We find that vocabulary follows the 80/20 rule. About 400-500 words make up 80% of everyday conversation. But an educated adult might know 15,000 – 20,000 words on average.
It should be fairly obvious that you can learn 400-500 words a lot quicker than you can learn 15,000 – 20,000 words. Not only that, but it’s easier to learn the core 400-500 words because they are used the most frequently.
Picking up the remaining words takes longer not only because there are a lot more of them, but because they are also used less frequently and context specific. If you’re living in a foreign country your car might have to break down before you learn words like transmission, spark plugs, or A/C compressor. You might have to visit the dentist before you learn words like cavity, molar, or braces. And none of these are even words that most native English speakers would consider big words!

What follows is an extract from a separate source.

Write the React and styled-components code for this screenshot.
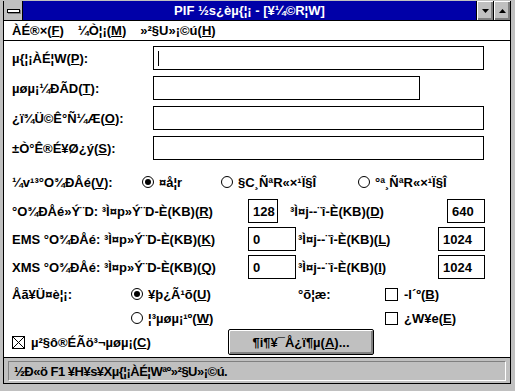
import styled, { createGlobalStyle } from "styled-components";

const GlobalStyle = createGlobalStyle`
  html, body {
    margin: 0;
    padding: 0;
    background: #c0c0c0;
  }
  body {
    font-family: "Liberation Sans", Arial, sans-serif;
    font-size: 13px;
    font-weight: 700;
    color: #000;
  }
`;

const App = () => {
  return (
    <>
      <GlobalStyle />
      <Window>
        <Frame>
          <TitleBar>
            <SysBox>
              <SysBar />
            </SysBox>
            <Title>{"PIF ½s¿èµ{¦¡ - [¥¼©R¦W]"}</Title>
            <TitleButton>
              <svg width="7" height="4" viewBox="0 0 7 4">
                <polygon points="0,0 7,0 3.5,4" fill="#000" />
              </svg>
            </TitleButton>
            <TitleButton>
              <svg width="7" height="4" viewBox="0 0 7 4">
                <polygon points="0,4 7,4 3.5,0" fill="#000" />
              </svg>
            </TitleButton>
          </TitleBar>

          <MenuBar>
            <MenuItem>ÀÉ®×(<u>F</u>)</MenuItem>
            <MenuItem>¼Ò¦¡(<u>M</u>)</MenuItem>
            <MenuItem>»²§U»¡©ú(<u>H</u>)</MenuItem>
          </MenuBar>

          <Content>
            <Fields>
              <Field>
                <Label w={141}>{"µ{¦¡ÀÉ¦W("}<u>P</u>):</Label>
                <Input w={331}>
                  <Caret />
                </Input>
              </Field>
              <Field>
                <Label w={141}>µøµ¡¼ÐÃD(<u>T</u>):</Label>
                <Input w={267} />
              </Field>
              <Field>
                <Label w={141}>¿ï¾Ü©Ê°Ñ¼Æ(<u>O</u>):</Label>
                <Input w={331} />
              </Field>
              <Field>
                <Label w={141}>±Ò°Ê®É¥Ø¿ý(<u>S</u>):</Label>
                <Input w={331} />
              </Field>
            </Fields>

            <OptionRow top={12}>
              <Label w={130}>¼v¹³°O¾ÐÅé(<u>V</u>):</Label>
              <Option w={79}>
                <Radio $on />
                ¤å¦r
              </Option>
              <Option w={137}>
                <Radio />
                §C¸ÑªR«×¹Ï§Î
              </Option>
              <Option>
                <Radio />
                °ª¸ÑªR«×¹Ï§Î
              </Option>
            </OptionRow>

            <MemRows>
              <Field>
                <Label w={236}>°O¾ÐÅé»Ý¨D: ³Ì¤p»Ý¨D-È(KB)(<u>R</u>)</Label>
                <Input w={30}>128</Input>
                <Label gap={12}>³Ì¤j--¨î-È(KB)(<u>D</u>)</Label>
                <Spacer />
                <Input w={38}>640</Input>
              </Field>
              <Field>
                <Label w={236}>EMS °O¾ÐÅé: ³Ì¤p»Ý¨D-È(KB)(<u>K</u>)</Label>
                <Input w={48}>0</Input>
                <Label gap={2}>³Ì¤j--¨î-È(KB)(<u>L</u>)</Label>
                <Spacer />
                <Input w={47}>1024</Input>
              </Field>
              <Field>
                <Label w={236}>XMS °O¾ÐÅé: ³Ì¤p»Ý¨D-È(KB)(<u>Q</u>)</Label>
                <Input w={48}>0</Input>
                <Label gap={2}>³Ì¤j--¨î-È(KB)(<u>I</u>)</Label>
                <Spacer />
                <Input w={47}>1024</Input>
              </Field>
            </MemRows>

            <OptionRow top={5}>
              <Label w={119}>Åã¥Ü¤è¦¡:</Label>
              <Option w={167}>
                <Radio $on />
                ¥þ¿Ã¹õ(<u>U</u>)
              </Option>
              <Label w={87}>°õ¦æ:</Label>
              <Option>
                <Check />
                -I´º(<u>B</u>)
              </Option>
            </OptionRow>
            <OptionRow top={4}>
              <Label w={119} />
              <Option w={167}>
                <Radio />
                ¦³µøµ¡¹º(<u>W</u>)
              </Option>
              <Label w={87} />
              <Option>
                <Check />
                ¿W¥e(<u>E</u>)
              </Option>
            </OptionRow>

            <BottomRow>
              <Option w={216}>
                <Check>
                  <svg width="11" height="11" viewBox="0 0 11 11">
                    <line x1="0" y1="0" x2="11" y2="11" stroke="#000" strokeWidth="1" />
                    <line x1="11" y1="0" x2="0" y2="11" stroke="#000" strokeWidth="1" />
                  </svg>
                </Check>
                µ²§ô®ÉÃö³¬µøµ¡(<u>C</u>)
              </Option>
              <Button>¶i¶¥¯Å¿ï¶µ(<u>A</u>)...</Button>
            </BottomRow>
          </Content>

          <StatusBar>
            <StatusInset>{"½Ð«ö F1 ¥H¥s¥Xµ{¦¡ÀÉ¦Wªº»²§U»¡©ú."}</StatusInset>
          </StatusBar>
        </Frame>
      </Window>
    </>
  );
};

export default App;

const Window = styled.div`
  width: 515px;
  height: 391px;
  box-sizing: border-box;
  background: #c0c0c0;
  padding: 1px 4px 7px 3px;
  display: flex;
`;

const Frame = styled.div`
  flex: 1;
  display: flex;
  flex-direction: column;
  border-left: 1px solid #000;
  border-right: 1px solid #000;
  border-bottom: 1px solid #000;
  background: #fff;
  min-width: 0;
`;

const TitleBar = styled.div`
  display: flex;
  height: 19px;
  border-bottom: 1px solid #000;
  background: #0000a8;
`;

const SysBox = styled.div`
  width: 18px;
  background: #c0c0c0;
  border-right: 1px solid #000;
  display: flex;
  align-items: center;
  justify-content: center;
`;

const SysBar = styled.div`
  width: 11px;
  height: 2px;
  background: #fff;
  border: 1px solid #000;
  box-shadow: 1px 1px 0 #808080;
`;

const Title = styled.div`
  flex: 1;
  color: #fff;
  text-align: center;
  line-height: 19px;
  white-space: nowrap;
`;

const TitleButton = styled.div`
  width: 17px;
  box-sizing: border-box;
  background: #c0c0c0;
  border-left: 1px solid #000;
  box-shadow: inset 1px 1px 0 #fff, inset -2px -2px 0 #808080;
  display: flex;
  align-items: center;
  justify-content: center;
`;

const MenuBar = styled.div`
  display: flex;
  gap: 14px;
  height: 19px;
  align-items: center;
  padding-left: 8px;
  border-bottom: 1px solid #000;
`;

const MenuItem = styled.div`
  white-space: nowrap;
`;

const Content = styled.div`
  flex: 1;
  padding: 5px 25px 0 8px;
`;

const Fields = styled.div`
  display: flex;
  flex-direction: column;
  gap: 6px;
`;

const MemRows = styled.div`
  display: flex;
  flex-direction: column;
  gap: 4px;
  margin-top: 7px;
`;

const Field = styled.div`
  display: flex;
  align-items: center;
  height: 24px;
`;

const Label = styled.div`
  width: ${({ w }) => (w ? `${w}px` : "auto")};
  margin-left: ${({ gap }) => (gap ? `${gap}px` : "0")};
  flex-shrink: 0;
  white-space: nowrap;
`;

const Spacer = styled.div`
  flex: 1;
`;

const Input = styled.div`
  box-sizing: border-box;
  width: ${({ w }) => w}px;
  height: 24px;
  border: 1px solid #000;
  background: #fff;
  padding: 0 4px;
  display: flex;
  align-items: center;
  flex-shrink: 0;
`;

const Caret = styled.span`
  width: 1px;
  height: 15px;
  background: #000;
`;

const OptionRow = styled.div`
  display: flex;
  align-items: center;
  height: 20px;
  margin-top: ${({ top }) => top || 0}px;
`;

const Option = styled.div`
  display: flex;
  align-items: center;
  width: ${({ w }) => (w ? `${w}px` : "auto")};
  flex-shrink: 0;
  white-space: nowrap;
`;

const Radio = styled.span`
  width: 12px;
  height: 12px;
  box-sizing: border-box;
  border: 1px solid #000;
  border-radius: 50%;
  background: #fff;
  margin-right: 5px;
  display: inline-flex;
  align-items: center;
  justify-content: center;
  &::after {
    content: "";
    width: 6px;
    height: 6px;
    border-radius: 50%;
    background: #000;
    display: ${({ $on }) => ($on ? "block" : "none")};
  }
`;

const Check = styled.span`
  width: 13px;
  height: 13px;
  box-sizing: border-box;
  border: 1px solid #000;
  background: #fff;
  margin-right: 6px;
  display: inline-flex;
  svg {
    display: block;
  }
`;

const BottomRow = styled.div`
  display: flex;
  align-items: center;
  margin-top: 1px;
`;

const Button = styled.div`
  box-sizing: border-box;
  width: 146px;
  height: 26px;
  border: 1px solid #000;
  border-radius: 2px;
  background: #c0c0c0;
  box-shadow: inset 1px 1px 0 #fff, inset -2px -2px 0 #808080;
  display: flex;
  align-items: center;
  justify-content: center;
  white-space: nowrap;
`;

const StatusBar = styled.div`
  background: #c0c0c0;
  border-top: 1px solid #000;
  padding: 3px 4px 2px 4px;
`;

const StatusInset = styled.div`
  box-sizing: border-box;
  height: 20px;
  border-top: 1px solid #808080;
  border-left: 1px solid #808080;
  border-bottom: 1px solid #fff;
  border-right: 1px solid #fff;
  padding-left: 5px;
  display: flex;
  align-items: center;
  white-space: nowrap;
  letter-spacing: -0.5px;
`;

It’s even harder to pick up and remember words like iridescent, superfluous, and magnanimous that you might only see occasionally–and might even only have a general sense of what mean in English.
What really makes learning a foreign language take so long is not any inherent difficulty with the language, but the sheer volume of what you have to learn.
I presume if you are reading this post you are most likely over the age of 12, which means that you will never be able to “speak like a native.”
However, speaking like a native is mostly a matter of sound and accent. While you will always have a bit of foreign twang, if you are dedicated to it you can learn to speak a foreign language fluently. And if you practice your pronunciation diligently, you can smooth off the rough edges of your accent and speak well enough to impress the natives even if you don’t 100% sound like one.
To achieve a meaningful level of conversational fluency you should expect to spend at least a full year abroad dedicated full-time to language classes and conversing with native speakers. For full mastery, you will need at least 5 years abroad–even if you are really, really smart.
There is no short or easy path to learning a foreign language, but the prize is there for the taking if you want it.